EXCERPTED DATA
— begin —
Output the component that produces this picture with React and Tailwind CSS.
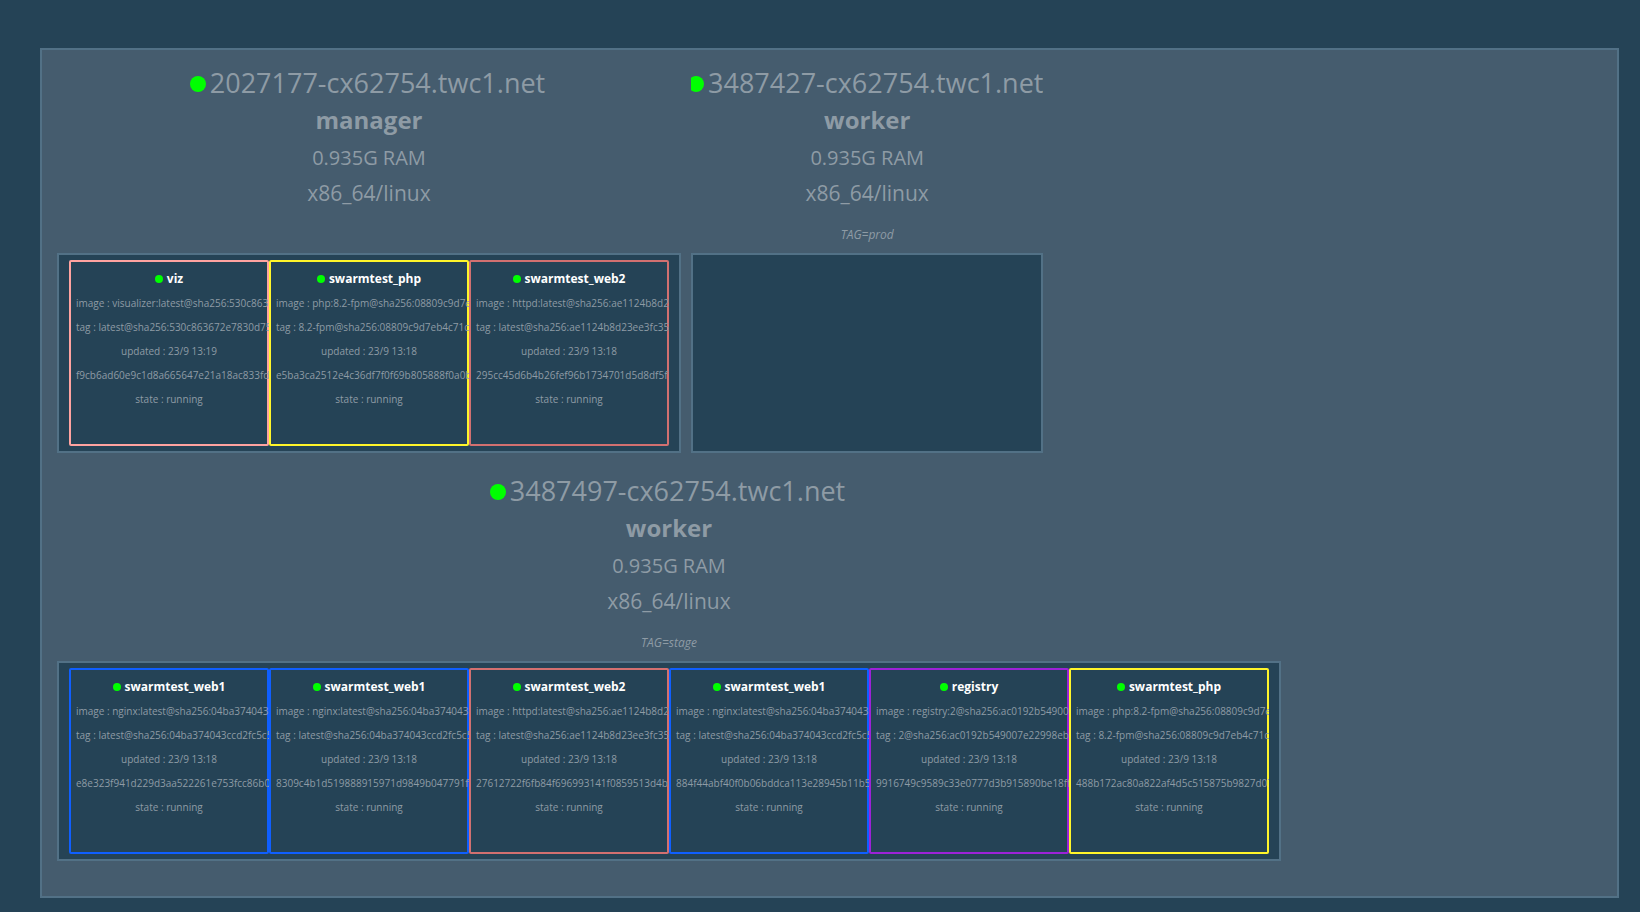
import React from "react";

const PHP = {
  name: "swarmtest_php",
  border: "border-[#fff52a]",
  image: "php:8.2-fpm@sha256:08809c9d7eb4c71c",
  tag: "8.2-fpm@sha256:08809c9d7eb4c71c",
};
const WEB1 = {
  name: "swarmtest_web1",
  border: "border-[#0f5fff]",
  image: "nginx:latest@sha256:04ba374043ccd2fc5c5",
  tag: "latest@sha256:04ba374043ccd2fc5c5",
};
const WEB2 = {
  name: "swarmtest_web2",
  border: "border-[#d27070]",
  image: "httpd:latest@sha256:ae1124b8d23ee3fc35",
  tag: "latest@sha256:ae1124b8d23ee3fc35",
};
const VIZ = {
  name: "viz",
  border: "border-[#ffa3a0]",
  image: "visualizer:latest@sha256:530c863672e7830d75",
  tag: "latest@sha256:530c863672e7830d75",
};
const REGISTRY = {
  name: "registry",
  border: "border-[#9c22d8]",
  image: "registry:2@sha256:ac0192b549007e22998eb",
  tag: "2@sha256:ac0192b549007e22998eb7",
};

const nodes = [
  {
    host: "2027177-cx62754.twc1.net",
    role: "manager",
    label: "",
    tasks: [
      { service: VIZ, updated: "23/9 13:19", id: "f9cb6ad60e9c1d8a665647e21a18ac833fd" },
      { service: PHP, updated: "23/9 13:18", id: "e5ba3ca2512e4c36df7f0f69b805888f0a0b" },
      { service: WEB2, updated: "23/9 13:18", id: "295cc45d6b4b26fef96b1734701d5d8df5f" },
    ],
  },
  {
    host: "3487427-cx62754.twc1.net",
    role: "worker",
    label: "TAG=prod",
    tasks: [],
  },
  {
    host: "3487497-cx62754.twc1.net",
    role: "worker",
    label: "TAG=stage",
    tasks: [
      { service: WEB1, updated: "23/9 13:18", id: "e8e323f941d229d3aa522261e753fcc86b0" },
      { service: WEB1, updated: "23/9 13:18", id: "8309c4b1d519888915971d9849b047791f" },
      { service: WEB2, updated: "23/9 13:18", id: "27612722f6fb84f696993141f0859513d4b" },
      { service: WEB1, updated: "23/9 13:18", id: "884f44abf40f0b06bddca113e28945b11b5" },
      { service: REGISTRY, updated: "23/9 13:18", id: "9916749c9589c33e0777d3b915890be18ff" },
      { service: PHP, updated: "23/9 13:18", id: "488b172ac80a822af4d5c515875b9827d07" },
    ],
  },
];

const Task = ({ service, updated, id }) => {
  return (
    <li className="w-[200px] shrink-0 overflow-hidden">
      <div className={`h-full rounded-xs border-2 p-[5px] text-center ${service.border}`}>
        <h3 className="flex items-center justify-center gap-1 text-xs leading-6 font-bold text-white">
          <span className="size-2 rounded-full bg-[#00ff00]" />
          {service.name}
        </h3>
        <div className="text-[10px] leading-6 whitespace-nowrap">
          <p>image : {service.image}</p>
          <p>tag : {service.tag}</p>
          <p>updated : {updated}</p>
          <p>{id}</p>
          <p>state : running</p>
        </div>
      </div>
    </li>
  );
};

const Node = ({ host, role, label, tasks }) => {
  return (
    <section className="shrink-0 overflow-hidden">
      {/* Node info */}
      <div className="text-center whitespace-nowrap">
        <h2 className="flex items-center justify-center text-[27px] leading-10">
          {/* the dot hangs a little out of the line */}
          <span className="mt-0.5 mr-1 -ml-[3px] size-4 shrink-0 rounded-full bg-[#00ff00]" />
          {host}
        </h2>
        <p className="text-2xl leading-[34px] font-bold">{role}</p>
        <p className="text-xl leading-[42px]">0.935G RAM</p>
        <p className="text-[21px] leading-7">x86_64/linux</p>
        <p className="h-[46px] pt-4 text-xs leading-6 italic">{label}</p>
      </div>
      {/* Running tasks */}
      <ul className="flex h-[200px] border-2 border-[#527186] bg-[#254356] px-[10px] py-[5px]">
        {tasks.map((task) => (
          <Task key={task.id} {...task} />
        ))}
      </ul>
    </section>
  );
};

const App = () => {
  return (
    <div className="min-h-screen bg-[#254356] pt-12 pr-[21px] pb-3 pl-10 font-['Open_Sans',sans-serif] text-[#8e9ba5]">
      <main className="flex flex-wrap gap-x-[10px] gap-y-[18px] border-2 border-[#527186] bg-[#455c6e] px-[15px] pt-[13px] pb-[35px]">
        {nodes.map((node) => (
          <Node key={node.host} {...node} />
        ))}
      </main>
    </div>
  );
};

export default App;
— end —
— begin —
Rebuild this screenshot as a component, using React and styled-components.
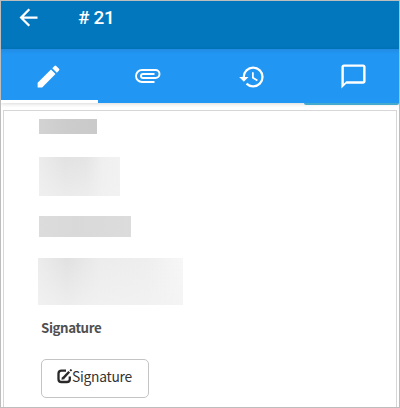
— end —
PROBLEM TO SOLVE
From the line containing "Output the component" through the line containing "import React from", copy every line above exactly, without pictures.

TASK RESPONSE
Output the component that produces this picture with React and Tailwind CSS.
import React from "react";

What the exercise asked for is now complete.